Synthesis and thermal decomposition of freeze-dried copper–iron formates

Abstract

The thermal decomposition of freeze-dried formate precursors for copper–iron oxides was investigated by means of DTA, TG, mass spectroscopy and X-ray powder diffractometry. The freeze-dried copper formate is crystalline. Its decomposition at about 200 °C releases formic acid (HCOOH) and carbon dioxide (CO 2) as main primary gaseous decomposition products beside metallic copper as a solid product.
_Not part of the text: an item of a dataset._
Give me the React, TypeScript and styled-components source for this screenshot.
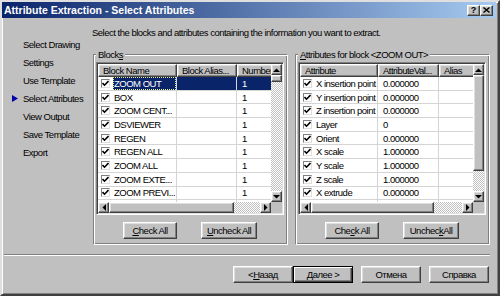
import React from 'react';
import styled, { createGlobalStyle, css } from 'styled-components';

const FONT = '"Liberation Sans", Arial, sans-serif';
const FACE = '#c0c0c0';

type Column = {
  title: string;
  width: number;
};

const blockColumns: Column[] = [
  { title: 'Block Name', width: 79 },
  { title: 'Block Alias...', width: 60 },
  { title: 'Number', width: 50 },
];

const blockRows = [
  ['ZOOM OUT', '', '1'],
  ['BOX', '', '1'],
  ['ZOOM CENT...', '', '1'],
  ['DSVIEWER', '', '1'],
  ['REGEN', '', '1'],
  ['REGEN ALL', '', '1'],
  ['ZOOM ALL', '', '1'],
  ['ZOOM EXTE...', '', '1'],
  ['ZOOM PREVI...', '', '1'],
  ['ZOOM WIN...', '', '1'],
];

const attrColumns: Column[] = [
  { title: 'Attribute', width: 78 },
  { title: 'AttributeVal...', width: 61 },
  { title: 'Alias', width: 45 },
];

const attrRows = [
  ['X insertion point', '0.000000', ''],
  ['Y insertion point', '0.000000', ''],
  ['Z insertion point', '0.000000', ''],
  ['Layer', '0', ''],
  ['Orient', '0.000000', ''],
  ['X scale', '1.000000', ''],
  ['Y scale', '1.000000', ''],
  ['Z scale', '1.000000', ''],
  ['X extrude', '0.000000', ''],
  ['Y extrude', '0.000000', ''],
];

const steps = [
  'Select Drawing',
  'Settings',
  'Use Template',
  'Select Attributes',
  'View Output',
  'Save Template',
  'Export',
];

const GlobalStyle = createGlobalStyle`
  html, body {
    margin: 0;
    padding: 0;
    background: ${FACE};
  }
  body {
    font-family: ${FONT};
    font-size: 9.5px;
    letter-spacing: -0.5px;
    color: #000;
  }
  * {
    box-sizing: border-box;
  }
`;

const raised = css`
  background: ${FACE};
  border: 1px solid;
  border-color: #fff #404040 #404040 #fff;
  box-shadow: inset -1px -1px 0 #808080, inset 1px 1px 0 #dfdfdf;
`;

const ArrowIcon = ({ dir }: { dir: 'up' | 'down' | 'left' | 'right' }) => {
  const vertical = dir === 'up' || dir === 'down';
  const points = {
    up: '0,4 3.5,0.5 7,4',
    down: '0,0 3.5,3.5 7,0',
    left: '4,0 0.5,3.5 4,7',
    right: '0,0 3.5,3.5 0,7',
  }[dir];
  return (
    <svg width={vertical ? 7 : 4} height={vertical ? 4 : 7} viewBox={vertical ? '0 0 7 4' : '0 0 4 7'}>
      <polygon points={points} fill="#000" />
    </svg>
  );
};

const ScrollBar = ({ dir, thumb }: { dir: 'v' | 'h'; thumb: number }) => (
  <Bar $dir={dir}>
    <ArrowButton>
      <ArrowIcon dir={dir === 'v' ? 'up' : 'left'} />
    </ArrowButton>
    <Thumb $size={thumb} />
    <Track />
    <ArrowButton>
      <ArrowIcon dir={dir === 'v' ? 'down' : 'right'} />
    </ArrowButton>
  </Bar>
);

const ListView = ({
  columns,
  rows,
  selected,
  vThumb,
  hThumb,
}: {
  columns: Column[];
  rows: string[][];
  selected?: number;
  vThumb: number;
  hThumb: number;
}) => (
  <ListFrame>
    <Viewport>
      <HeaderRow>
        {columns.map(c => (
          <HeaderCell key={c.title} $w={c.width}>
            {c.title}
          </HeaderCell>
        ))}
      </HeaderRow>
      {rows.map((r, i) => {
        const sel = i === selected;
        return (
          <Row key={r[0]}>
            <FirstCell $w={columns[0].width}>
              <CheckBox>
                <svg width="7" height="7" viewBox="0 0 7 7">
                  <polyline points="0.5,3 2.5,5.2 6.5,1" fill="none" stroke="#000" strokeWidth="1.6" />
                </svg>
              </CheckBox>
              <Label $selected={sel}>{r[0]}</Label>
            </FirstCell>
            {r.slice(1).map((v, j) => (
              <Cell key={j} $w={columns[j + 1].width} $selected={sel}>
                {v}
              </Cell>
            ))}
          </Row>
        );
      })}
    </Viewport>
    <ScrollBar dir="v" thumb={vThumb} />
    <ScrollBar dir="h" thumb={hThumb} />
    <Corner />
  </ListFrame>
);

export default function App() {
  return (
    <>
      <GlobalStyle />
      <Window>
        <TitleBar>
          <span>Attribute Extraction - Select Attributes</span>
          <TitleButtons>
            <TitleButton>?</TitleButton>
            <TitleButton>
              <svg width="7" height="6" viewBox="0 0 7 6">
                <path d="M0.5 0.5 L6.5 5.5 M6.5 0.5 L0.5 5.5" stroke="#000" strokeWidth="1.4" />
              </svg>
            </TitleButton>
          </TitleButtons>
        </TitleBar>
        <Body>
          <Nav>
            {steps.map(s => (
              <NavItem key={s}>
                <Marker>
                  {s === 'Select Attributes' && (
                    <svg width="6" height="7" viewBox="0 0 6 7">
                      <polygon points="0,0 6,3.5 0,7" fill="#0000a8" />
                    </svg>
                  )}
                </Marker>
                {s}
              </NavItem>
            ))}
          </Nav>
          <Main>
            <Description>
              Select the blocks and attributes containing the information you want to extract.
            </Description>
            <Panels>
              <GroupBox $w={195}>
                <Legend>
                  Block<u>s</u>
                </Legend>
                <ListView columns={blockColumns} rows={blockRows} selected={0} vThumb={7} hThumb={125} />
                <GroupButtons>
                  <Button $w={54}>
                    <u>C</u>heck All
                  </Button>
                  <Button $w={56}>
                    <u>U</u>ncheck All
                  </Button>
                </GroupButtons>
              </GroupBox>
              <GroupBox $w={195}>
                <Legend>
                  <u>A</u>ttributes for block &lt;ZOOM OUT&gt;
                </Legend>
                <ListView columns={attrColumns} rows={attrRows} vThumb={96} hThumb={123} />
                <GroupButtons>
                  <Button $w={54}>
                    Che<u>c</u>k All
                  </Button>
                  <Button $w={56}>
                    Unchec<u>k</u> All
                  </Button>
                </GroupButtons>
              </GroupBox>
            </Panels>
          </Main>
        </Body>
        <Separator />
        <ButtonRow>
          <Button $w={60}>
            &lt; <u>Н</u>азад
          </Button>
          <Button $w={60} $default>
            Далее &gt;
          </Button>
          <Button $w={60} $gap={8}>
            Отмена
          </Button>
          <Button $w={60} $gap={8}>
            Справка
          </Button>
        </ButtonRow>
      </Window>
    </>
  );
}

const Window = styled.div`
  width: 500px;
  height: 296px;
  display: flex;
  flex-direction: column;
  background: ${FACE};
  border: 2px solid;
  border-color: #dfdfdf #404040 #404040 #dfdfdf;
  box-shadow: inset 1px 1px 0 #fff, inset -1px -1px 0 #808080;
  padding: 0 2px 0 0;
  overflow: hidden;
`;

const TitleBar = styled.div`
  height: 16px;
  flex: 0 0 16px;
  display: flex;
  align-items: center;
  justify-content: space-between;
  padding: 0 3px 0 2px;
  background: linear-gradient(to right, #0a246a, #a6caf0);
  color: #fff;
  font-weight: bold;
  font-size: 10.5px;
  letter-spacing: 0;
  white-space: nowrap;
`;

const TitleButtons = styled.div`
  display: flex;
`;

const TitleButton = styled.div`
  ${raised};
  width: 13px;
  height: 11px;
  display: flex;
  align-items: center;
  justify-content: center;
  color: #000;
  font-size: 9px;
  font-weight: bold;
  line-height: 1;
`;

const Body = styled.div`
  display: flex;
`;

const Nav = styled.div`
  width: 90px;
  flex: 0 0 90px;
  padding-top: 17px;
`;

const NavItem = styled.div`
  height: 18px;
  display: flex;
  align-items: center;
  white-space: nowrap;
`;

const Marker = styled.div`
  width: 21px;
  flex: 0 0 21px;
  padding-left: 10px;
  display: flex;
  align-items: center;
`;

const Main = styled.div`
  flex: 1;
  padding-top: 9px;
`;

const Description = styled.div`
  line-height: 11px;
  white-space: nowrap;
`;

const Panels = styled.div`
  display: flex;
  gap: 7px;
  margin-top: 11px;
  padding-left: 1px;
`;

const GroupBox = styled.fieldset<{ $w: number }>`
  width: ${p => p.$w}px;
  height: 196px;
  margin: 0;
  min-width: 0;
  padding: 2px 3px 0 2px;
  border: 1px solid;
  border-color: #808080 #fff #fff #808080;
  box-shadow: inset 1px 1px 0 #fff, inset -1px -1px 0 #808080;
  display: flex;
  flex-direction: column;
`;

const Legend = styled.legend`
  padding: 0 2px;
  margin-left: 0;
  line-height: 11px;
  background: ${FACE};
  white-space: nowrap;
`;

const ListFrame = styled.div`
  height: 153px;
  flex: 0 0 153px;
  display: grid;
  grid-template-columns: minmax(0, 1fr) 11px;
  grid-template-rows: minmax(0, 1fr) 11px;
  border: 1px solid;
  border-color: #808080 #fff #fff #808080;
  box-shadow: inset 1px 1px 0 #404040, inset -1px -1px 0 #dfdfdf;
  padding: 1px;
  background: #fff;
`;

const Viewport = styled.div`
  grid-area: 1 / 1;
  overflow: hidden;
  background: #fff;
`;

const HeaderRow = styled.div`
  display: flex;
  height: 13px;
`;

const HeaderCell = styled.div<{ $w: number }>`
  ${raised};
  flex: 0 0 ${p => p.$w}px;
  height: 13px;
  padding-left: 4px;
  line-height: 11px;
  white-space: nowrap;
  overflow: hidden;
`;

const Row = styled.div`
  display: flex;
  height: 13.7px;
  border-bottom: 1px solid #d4d4d4;
`;

const Cell = styled.div<{ $w: number; $selected?: boolean }>`
  flex: 0 0 ${p => p.$w}px;
  display: flex;
  align-items: center;
  padding-left: 5px;
  border-right: 1px solid #d4d4d4;
  white-space: nowrap;
  overflow: hidden;
  background: ${p => (p.$selected ? '#0a246a' : 'transparent')};
  color: ${p => (p.$selected ? '#fff' : '#000')};
`;

const FirstCell = styled.div<{ $w: number }>`
  flex: 0 0 ${p => p.$w}px;
  display: flex;
  align-items: center;
  padding-left: 3px;
  border-right: 1px solid #d4d4d4;
  white-space: nowrap;
  overflow: hidden;
`;

const CheckBox = styled.div`
  width: 9px;
  height: 9px;
  flex: 0 0 9px;
  border: 1px solid;
  border-color: #808080 #dfdfdf #dfdfdf #808080;
  background: #fff;
  display: flex;
  align-items: center;
  justify-content: center;
`;

const Label = styled.div<{ $selected?: boolean }>`
  flex: 1;
  align-self: stretch;
  display: flex;
  align-items: center;
  margin-left: 3px;
  padding-left: 1px;
  background: ${p => (p.$selected ? '#0a246a' : 'transparent')};
  color: ${p => (p.$selected ? '#fff' : '#000')};
  outline: ${p => (p.$selected ? '1px dotted #e8e890' : 'none')};
  outline-offset: -1px;
`;

const Bar = styled.div<{ $dir: 'v' | 'h' }>`
  grid-area: ${p => (p.$dir === 'v' ? '1 / 2' : '2 / 1')};
  display: flex;
  flex-direction: ${p => (p.$dir === 'v' ? 'column' : 'row')};
  min-width: 0;
  min-height: 0;
`;

const ArrowButton = styled.div`
  ${raised};
  width: 11px;
  height: 11px;
  flex: 0 0 11px;
  display: flex;
  align-items: center;
  justify-content: center;
`;

const Thumb = styled.div<{ $size: number }>`
  ${raised};
  flex: 0 0 ${p => p.$size}px;
`;

const Track = styled.div`
  flex: 1;
  background: repeating-conic-gradient(#fff 0% 25%, ${FACE} 0% 50%) 0 0 / 2px 2px;
`;

const Corner = styled.div`
  grid-area: 2 / 2;
  background: ${FACE};
`;

const GroupButtons = styled.div`
  display: flex;
  justify-content: center;
  gap: 24px;
  margin-top: 7px;
`;

const Button = styled.div<{ $w: number; $default?: boolean; $gap?: number }>`
  ${raised};
  width: ${p => p.$w}px;
  height: 17px;
  margin-left: ${p => p.$gap ?? 0}px;
  display: flex;
  align-items: center;
  justify-content: center;
  white-space: nowrap;
  ${p =>
    p.$default &&
    css`
      border-color: #000;
      box-shadow: inset 1px 1px 0 #fff, inset -1px -1px 0 #404040, inset -2px -2px 0 #808080;
    `}
`;

const Separator = styled.div`
  height: 2px;
  margin: 9px 6px 0 2px;
  border-top: 1px solid #808080;
  border-bottom: 1px solid #fff;
`;

const ButtonRow = styled.div`
  display: flex;
  justify-content: flex-end;
  margin-top: 10px;
  padding-right: 7px;
`;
However, the decomposition of the amorphous freeze-dried iron formate starts with a dehydration process which ends up at about 200 °C. Further decomposition in several superimposed steps, between 220 °C and 330 °C, results in the delivery of: (a) HCOOH and CO 2 (with reduction of Fe(III) to Fe(II)), (b) HCOOH and CO or H 2CO and CO 2 (without reduction). Meanwhile, several secondary decomposition products are characterized by mass spectroscopy. Regarding the complex copper–iron formate, its decomposition does not reflect only some aspects of the single formates, but also an interaction between the components which lows down the decomposition temperature. Because of the intermediate formation of metallic copper, properties of the reactive homogeneous precursor are lost and the formation of the single-phase copper iron oxides requires an annealing temperature close to that of a mixed oxide technique.